あぁ、こっちの方が危険だと本能的に感じた

タワーが倒れることなく揺れがおさまり(あとで聞いたらあえて揺れて被害を少なくする構造なのだそう)

広域避難所の昭和女子大に避難することに

街中はいたるところが壊れ、衝撃だったのがマックの2階部分のガラスが割れて落下し飛散していた。

今思えば三軒茶屋にはガラス張りの建物だらけ

震度7とかが来たとしたらゾッとする
多分劇場の外の方が危ない

昭和女子大につきしばし状況確認と情報収集
ここで講座参加者の皆さんとは別れた

講座からそのまま避難して来てしまったので
格好は半袖Tシャツのまま。寒かったのを覚えている。
劇場が複合施設ということもあり、一度出たら建物内にはすぐには入れず出るときに持ち出さないといけない

大学キャンパスでどのくらい経っただろうか

日も暮れはじめようやく事務所に入れる確認が取れた
その日は事務所に戻り僕は近かったので帰宅
照明課長は劇場で一晩を過ごした

翌日

劇場を確認するべく出勤
劇場に行こうとすると
まず建物同士の渡り廊下にすごい起伏と亀裂
エスカレーターには怖くて乗れなかった(その時1番思ったのは池袋の芸劇のエスカレーターは大丈夫だろうかということ)

1歩ずつ確認していき中々劇場にたどり着かない

ようやく劇場に入ると
運が良いことにそこまで激しい感じではなかった
舞台上に普段見たことがないものが落ちてたりはしていたが
想像していたよりは全然綺麗だった

すのこでバトンのウィンチ、プーリーなど1つ1つを確認をした

一番被害があったのは主舞台、前舞台に段差ができてしまっていたこと
(後日床機構を確認し、床板を削り修理)

当日のことは割と鮮明に覚えているが翌日以降はぼんやりしている
やはり当日のインパクトが強かったせいであろう。
ただ翌日以降は生と死を考えながら劇場にいたことは覚えている。

あとはこの状況で公演をやるべきかやらないべきか問題が出た
「不謹慎」「自粛」「こういう時こそ芸術を」「支援のために」
これは都内の劇場でもかなり議論になったと思う
確か野田秀樹さんがやっていて声明みたいなのを出していた気がする
どちらの言い分も正しいと思うし、正解がないのかもしれないが
ちなみに僕はその時はやらない派だった。
この考えが僕が一番共感できたので載せておきます

僕はちょうどその時「獅子虎伝阿吽堂」という公演の舞台監督をしていて準備期間だったんですね。
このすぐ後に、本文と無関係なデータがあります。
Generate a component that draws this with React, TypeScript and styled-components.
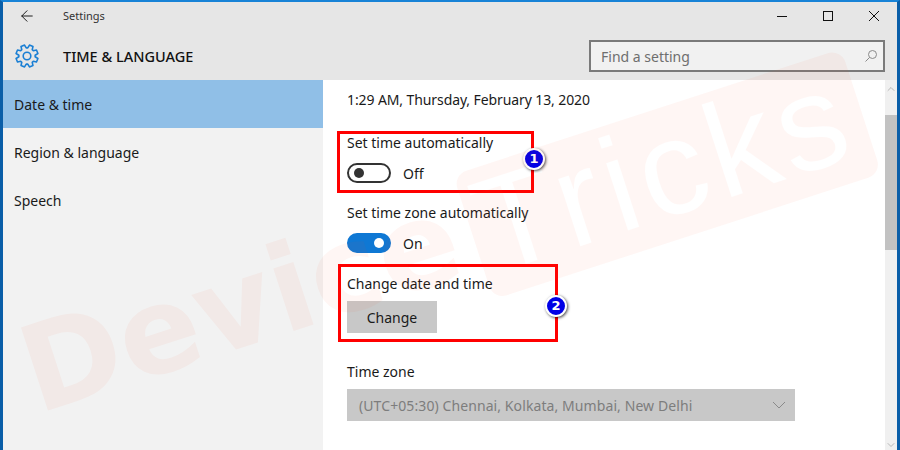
import React from "react";
import styled, { createGlobalStyle } from "styled-components";
import { ArrowLeft, ChevronDown, ChevronUp } from "lucide-react";

const GlobalStyle = createGlobalStyle`
  html, body {
    margin: 0;
    padding: 0;
    background: #0a5ea8;
  }
  * {
    box-sizing: border-box;
  }
`;

const Window = styled.div`
  position: relative;
  width: 900px;
  height: 450px;
  overflow: hidden;
  display: flex;
  flex-direction: column;
  border-top: 2px solid #1883d7;
  border-left: 3px solid #0a5ea8;
  border-right: 3px solid #0a5ea8;
  font-family: "Noto Sans", "Open Sans", sans-serif;
  font-size: 14px;
  color: #1a1a1a;
`;

const Header = styled.header`
  height: 78px;
  flex: none;
  background: #e6e6e6;
  display: flex;
  flex-direction: column;
`;

const TitleBar = styled.div`
  height: 30px;
  flex: none;
  display: flex;
  align-items: center;
  padding: 0 0 3px 15px;
`;

const TitleText = styled.span`
  margin-left: 27px;
  font-size: 11px;
  color: #333;
`;

const WindowButtons = styled.div`
  margin-left: auto;
  display: flex;
  align-items: center;
  gap: 36px;
  padding-right: 18px;
`;

const SectionBar = styled.div`
  flex: 1;
  display: flex;
  align-items: center;
  padding: 0 12px;
`;

const SectionTitle = styled.h1`
  margin: 0 0 0 24px;
  font-size: 14.5px;
  font-weight: 500;
  color: #111;
`;

const SearchBox = styled.div`
  margin-left: auto;
  width: 296px;
  height: 32px;
  border: 2px solid #7a7a7a;
  background: #f1f1f1;
  display: flex;
  align-items: center;
  justify-content: space-between;
  padding: 0 6px 0 10px;
  color: #6e6e6e;
`;

const Body = styled.div`
  flex: 1;
  display: flex;
  min-height: 0;
`;

const Sidebar = styled.nav`
  width: 320px;
  flex: none;
  background: #f2f2f2;
`;

const NavItem = styled.div<{ $active?: boolean }>`
  height: 48px;
  display: flex;
  align-items: center;
  padding-left: 11px;
  background: ${(props) => (props.$active ? "#90bfe7" : "transparent")};
`;

const Content = styled.main`
  flex: 1;
  background: #fff;
  padding: 9px 24px 0;
`;

const DateLine = styled.div`
  height: 24px;
  line-height: 22px;
  letter-spacing: -0.1px;
`;

const Group = styled.section<{ $gap: number }>`
  margin-top: ${(props) => props.$gap}px;
`;

const Label = styled.div`
  height: 24px;
  line-height: 24px;
`;

const ToggleRow = styled.div`
  display: flex;
  align-items: center;
  gap: 12px;
  height: 26px;
  margin-top: 5px;
`;

const Track = styled.div<{ $on?: boolean }>`
  width: 44px;
  height: 20px;
  border-radius: 10px;
  display: flex;
  align-items: center;
  padding: 0 5px;
  justify-content: ${(props) => (props.$on ? "flex-end" : "flex-start")};
  background: ${(props) => (props.$on ? "#0f78d4" : "#fff")};
  border: 2px solid ${(props) => (props.$on ? "#0f78d4" : "#333")};
`;

const Knob = styled.div<{ $on?: boolean }>`
  width: 10px;
  height: 10px;
  border-radius: 50%;
  background: ${(props) => (props.$on ? "#fff" : "#333")};
`;

const ChangeButton = styled.button`
  display: block;
  margin-top: 5px;
  width: 90px;
  height: 32px;
  border: none;
  background: #c8c8c8;
  color: #1a1a1a;
  font: inherit;
`;

const Select = styled.div`
  margin-top: 5px;
  width: 448px;
  height: 32px;
  background: #c8c8c8;
  color: #7d7d7d;
  display: flex;
  align-items: center;
  justify-content: space-between;
  padding: 0 9px 0 12px;
  letter-spacing: 0.09px;
`;

const ScrollBar = styled.div`
  width: 12px;
  flex: none;
  background: #f0f0f0;
  display: flex;
  flex-direction: column;
  align-items: center;
  color: #a6a6a6;
`;

const Thumb = styled.div`
  width: 12px;
  height: 135px;
  margin-top: 21px;
  background: #c2c2c2;
`;

const ScrollEnd = styled.div`
  margin-top: auto;
  height: 14px;
`;

const ScrollStart = styled.div`
  height: 14px;
`;

const Callout = styled.div<{ $left: number; $top: number; $width: number; $height: number }>`
  position: absolute;
  left: ${(props) => props.$left}px;
  top: ${(props) => props.$top}px;
  width: ${(props) => props.$width}px;
  height: ${(props) => props.$height}px;
  border: 3px solid #f00;
`;

const Badge = styled.div<{ $right: number; $top: number }>`
  position: absolute;
  right: ${(props) => props.$right}px;
  top: ${(props) => props.$top}px;
  width: 22px;
  height: 22px;
  border-radius: 50%;
  background: #0000e6;
  border: 2px solid #fff;
  box-shadow: 1px 1px 3px rgba(0, 0, 0, 0.7);
  color: #fff;
  font-family: "DejaVu Sans", sans-serif;
  font-size: 13px;
  font-weight: 700;
  line-height: 18px;
  text-align: center;
`;

const WatermarkLayer = styled.svg`
  position: absolute;
  left: -3px;
  top: -2px;
  pointer-events: none;
`;

const DeviceWord = styled.text`
  font-family: "DejaVu Sans", sans-serif;
  font-size: 120px;
  font-weight: 700;
`;

const TricksWord = styled.text`
  font-family: "Liberation Sans", sans-serif;
  font-size: 134px;
`;

// cog outline with 8 teeth, as in the settings app header
function gearPath(cx: number, cy: number, outer: number, inner: number) {
  const points: string[] = [];
  for (let i = 0; i < 8; i++) {
    const mid = (i * Math.PI) / 4 + Math.PI / 8;
    const steps: [number, number][] = [
      [inner, mid - 0.3],
      [outer, mid - 0.17],
      [outer, mid + 0.17],
      [inner, mid + 0.3],
    ];
    steps.forEach(([r, a]) => {
      const x = (cx + r * Math.cos(a)).toFixed(2);
      const y = (cy + r * Math.sin(a)).toFixed(2);
      points.push(`${points.length === 0 ? "M" : "L"}${x} ${y}`);
    });
  }
  return points.join(" ") + " Z";
}

function GearIcon() {
  return (
    <svg width="24" height="24" viewBox="0 0 24 24" fill="none" stroke="#1a7fd4" strokeWidth="1.6">
      <path d={gearPath(12, 12, 11.2, 8.2)} strokeLinejoin="round" />
      <circle cx="12" cy="12" r="3.8" />
    </svg>
  );
}

function MinimizeIcon() {
  return (
    <svg width="10" height="10" viewBox="0 0 10 10" stroke="#111" strokeWidth="1">
      <line x1="0" y1="5.5" x2="10" y2="5.5" />
    </svg>
  );
}

function MaximizeIcon() {
  return (
    <svg width="10" height="10" viewBox="0 0 10 10" fill="none" stroke="#111" strokeWidth="1">
      <rect x="0.5" y="0.5" width="9" height="9" />
    </svg>
  );
}

function CloseIcon() {
  return (
    <svg width="10" height="10" viewBox="0 0 10 10" stroke="#111" strokeWidth="1">
      <line x1="0" y1="0" x2="10" y2="10" />
      <line x1="10" y1="0" x2="0" y2="10" />
    </svg>
  );
}

function SearchGlass() {
  return (
    <svg width="12" height="12" viewBox="0 0 12 12" fill="none" stroke="#8a8a8a" strokeWidth="1">
      <circle cx="7.5" cy="4.5" r="4" />
      <line x1="4.6" y1="7.4" x2="0.5" y2="11.5" />
    </svg>
  );
}

function SelectChevron() {
  return (
    <svg width="14" height="8" viewBox="0 0 14 8" fill="none" stroke="#8a8a8a" strokeWidth="1">
      <polyline points="1,1 7,7 13,1" />
    </svg>
  );
}

function Watermark() {
  const tint = "rgba(255, 80, 30, 0.05)";
  return (
    <WatermarkLayer width="900" height="450" viewBox="0 0 900 450">
      <defs>
        <mask id="band-cut" maskUnits="userSpaceOnUse" x="-100" y="-100" width="1200" height="500">
          <rect x="-100" y="-100" width="1200" height="500" fill="#fff" />
          <TricksWord x="466" y="107" fill="#000" textLength={382} lengthAdjust="spacing">
            Tricks
          </TricksWord>
        </mask>
      </defs>
      <g transform="translate(16.5 316.8) rotate(-18)">
        <DeviceWord x="-10" y="99" fill={tint}>
          Device
        </DeviceWord>
        <rect x="459" y="0" width="408" height="131" rx="14" fill={tint} mask="url(#band-cut)" />
      </g>
    </WatermarkLayer>
  );
}

export default function App() {
  return (
    <>
      <GlobalStyle />
      <Window>
        <Header>
          <TitleBar>
            <ArrowLeft size={18} strokeWidth={1.25} color="#111" />
            <TitleText>Settings</TitleText>
            <WindowButtons>
              <MinimizeIcon />
              <MaximizeIcon />
              <CloseIcon />
            </WindowButtons>
          </TitleBar>
          <SectionBar>
            <GearIcon />
            <SectionTitle>TIME &amp; LANGUAGE</SectionTitle>
            <SearchBox>
              Find a setting
              <SearchGlass />
            </SearchBox>
          </SectionBar>
        </Header>
        <Body>
          <Sidebar>
            <NavItem $active>Date &amp; time</NavItem>
            <NavItem>Region &amp; language</NavItem>
            <NavItem>Speech</NavItem>
          </Sidebar>
          <Content>
            <DateLine>1:29 AM, Thursday, February 13, 2020</DateLine>
            <Group $gap={18}>
              <Label>Set time automatically</Label>
              <ToggleRow>
                <Track>
                  <Knob />
                </Track>
                Off
              </ToggleRow>
            </Group>
            <Group $gap={15}>
              <Label>Set time zone automatically</Label>
              <ToggleRow>
                <Track $on>
                  <Knob $on />
                </Track>
                On
              </ToggleRow>
            </Group>
            <Group $gap={16}>
              <Label>Change date and time</Label>
              <ChangeButton>Change</ChangeButton>
            </Group>
            <Group $gap={27}>
              <Label>Time zone</Label>
              <Select>
                (UTC+05:30) Chennai, Kolkata, Mumbai, New Delhi
                <SelectChevron />
              </Select>
            </Group>
          </Content>
          <ScrollBar>
            <ScrollStart>
              <ChevronUp size={12} strokeWidth={1.5} />
            </ScrollStart>
            <Thumb />
            <ScrollEnd>
              <ChevronDown size={12} strokeWidth={1.5} />
            </ScrollEnd>
          </ScrollBar>
        </Body>
        <Callout $left={334} $top={129} $width={197} $height={62}>
          <Badge $right={-14} $top={14}>1</Badge>
        </Callout>
        <Callout $left={335} $top={262} $width={220} $height={78}>
          <Badge $right={-12} $top={28}>2</Badge>
        </Callout>
        <Watermark />
      </Window>
    </>
  );
}
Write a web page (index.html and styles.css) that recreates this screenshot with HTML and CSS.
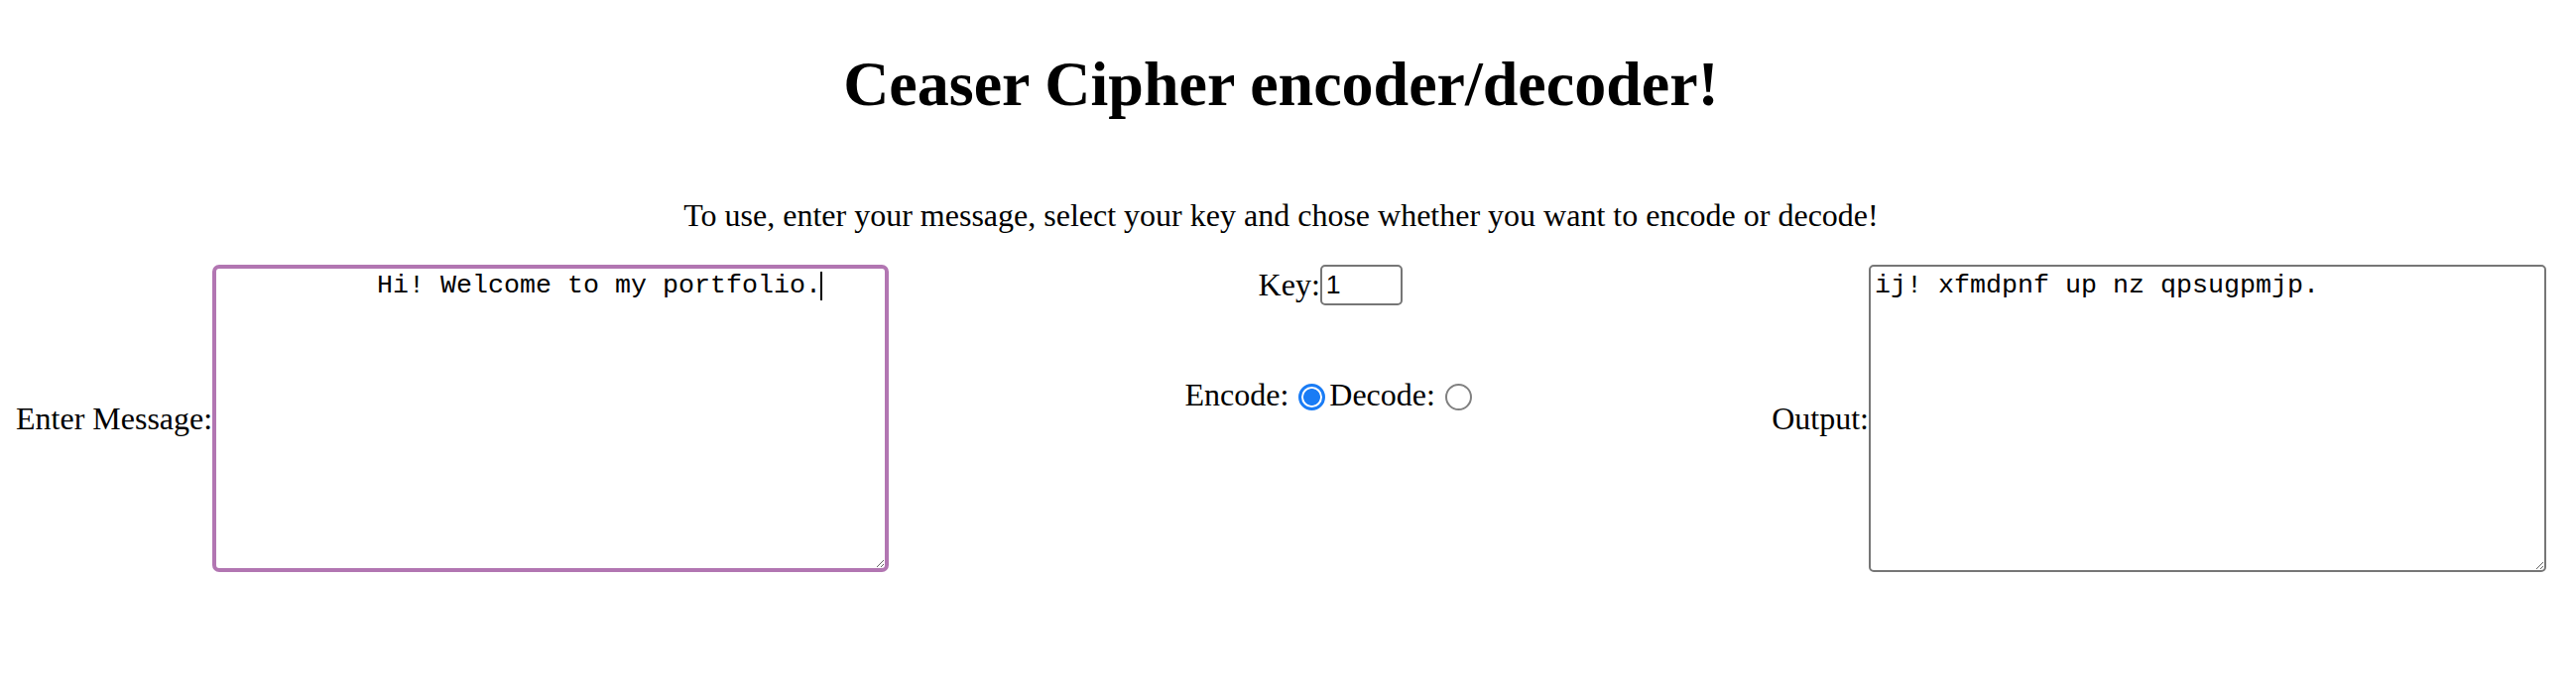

それがなくなってその枠で芸術監督である野村萬斎さんがトークするっていう企画が急遽浮上して来て、
そのままスライドで萬斎さんの解体新書の舞台監督を。

それでも現場ではやるやらないのその議論にもなったのだが、
やる方向になった。
もともとトーク形式の公演だったので
節電ということで明かりを最低限しか使わず蝋燭の灯りだけでがコンセプトでやろうということになった。
普段なら絶対に通らないであろう禁止行為解除の申請を僕は消防署にしに行った。当時の技術部長が消防署の副署長(だったかと思うが)にホットラインはしておいたからハンコもらってこいと言われ行くも、担当官にまで連絡が回っておらず必死に事情を説明し、何度も説明して受け取ってもらった。
舞台4隅と中央の5本だったかな、蝋燭があったと思う。
もちろん獅子虎伝は幻の公演になってしまった。


今となってはどの劇場も実際にお客さんをいれての避難訓練や、想定外を想定しての訓練、机上での想定訓練など今でも訓練の情報は劇場から回ってくる。
もちろん訓練が大事なのはわかる。
実感として体感できるし、チェックもできる。
パニックになった時も思い返されば、訓練通りで救われることはあるだろう。
やったほうが良いに決まってる。

ただ僕はもっと大事なのはその場に居合わせた人たちの人間力だと思ってる
誰かに頼るのではなく1人1人が最善を尽くし、怪我をしている人がいれば声を掛け合って助ける。
そうありたいと思う。


2019.3.11
哀悼の意を込めて、そして新しい時代に向けて。
忘れないことではなく、何かしら次に進むために。
note。早くこんな桜がさくと良いな。